Don't get me started on LOTR and Gandalf's Alzheimers. "Ohhh, the eagles! I could have just flown the ring into Mount Doom on the Eagles! Rivers of blood and burned forest and a dead Sean Bean later, I have suddenly realised!"
Anyway
The loop has a checkpoint about halfway in, but you can see it two miles before you are in some twisting of the trail. The first time I saw it about 4 miles in, James was ascending the hill to start the 2-mile trip to the CP. That 2 miles took me ages, and I thought if he was still
waiting for me at the CP, he's an idiot.
Fortunately, he decided not to be an idiot, and he was long gone by the time I staggered in. Phew. At this stage, I was only doing 4 laps; this was going to be longer than 3.30 hours, and there was no way I was doing the last one faster than this. I was no longer running
anything.
I did consider the possibility of cutting the two miles out where the checkpoint was and getting a DQ. Then I could have a DNS/Finish/DNF and DQ for the year, a weird ultra flush. Ultra Flush sounds like a nasty chaffing problem; maybe I don't want to get that.
I'm going to rant about lumenwankers again. Fucking hell. There were a lot of people overtaking me while finishing their last loop. I don't like having people running behind me, so I get out of the way as soon as someone approaches, except sometimes I'd get out of the way. They are still about 100 meters behind with the sun strapped to their face. I
imagine these are the BMW drivers who blind me on country roads at night with their full beams in my face.
I think there is a kid's story somewhere; the quiet little hill goblins just want to potter about in the dark, but then the evil lumenwankers try to burn them out of the forest with their rechargeable beams of death. Whoah this got off track a bit, which is ironical as I didn't really go off track at all in the race. It's all really well signed. James messaged me to
say he was on the last loop, as I still had at least half an hour of this loop left, so it was very wise to ditch me.

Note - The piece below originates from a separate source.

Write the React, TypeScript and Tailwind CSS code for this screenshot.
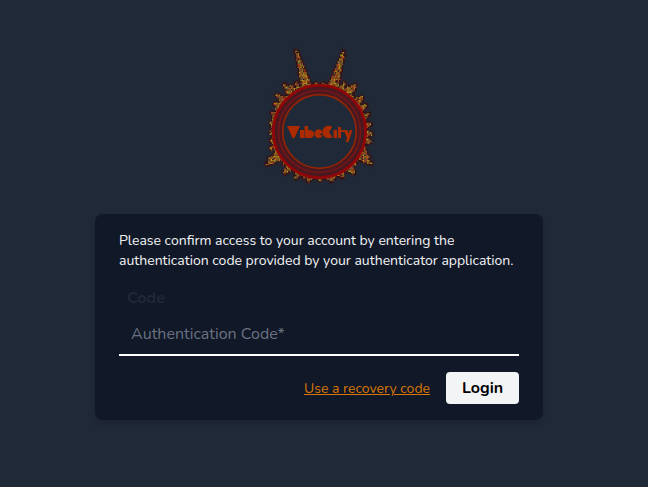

I staggered in just under 12 hours. There were a lot of people gunning for the 5 loops in under 12. Near the end, I heard someone stumble and shout BASTARD, FUCK, FUCK, BASTARD or words from a similar corpus. I asked if he was ok, and he said, "Yeah, yeah, I'm fine, I just nearly ended it there... I liked your book!" Dunno how he recognised me; perhaps it was my tiny lumens.
I arrived with Drew, waiting to see if I was up for a lap of sweeping the course markings with him since I'd be the last on the course at this stage. I declined; that loop took 4 hours, and we would not return till sunrise if I went out there. I hung around in the tent for James to finish, which he did amazingly.
Ultimately, this isn't the sort of thing you can just plod round with NO TRAINING. But I'm pleased with my effort; it's been a funny year again. I know I can get back to being able to being able to do this sort of stuff regularly. And maybe then I won't get so fucking grumpy about the fucking Lumenwankers.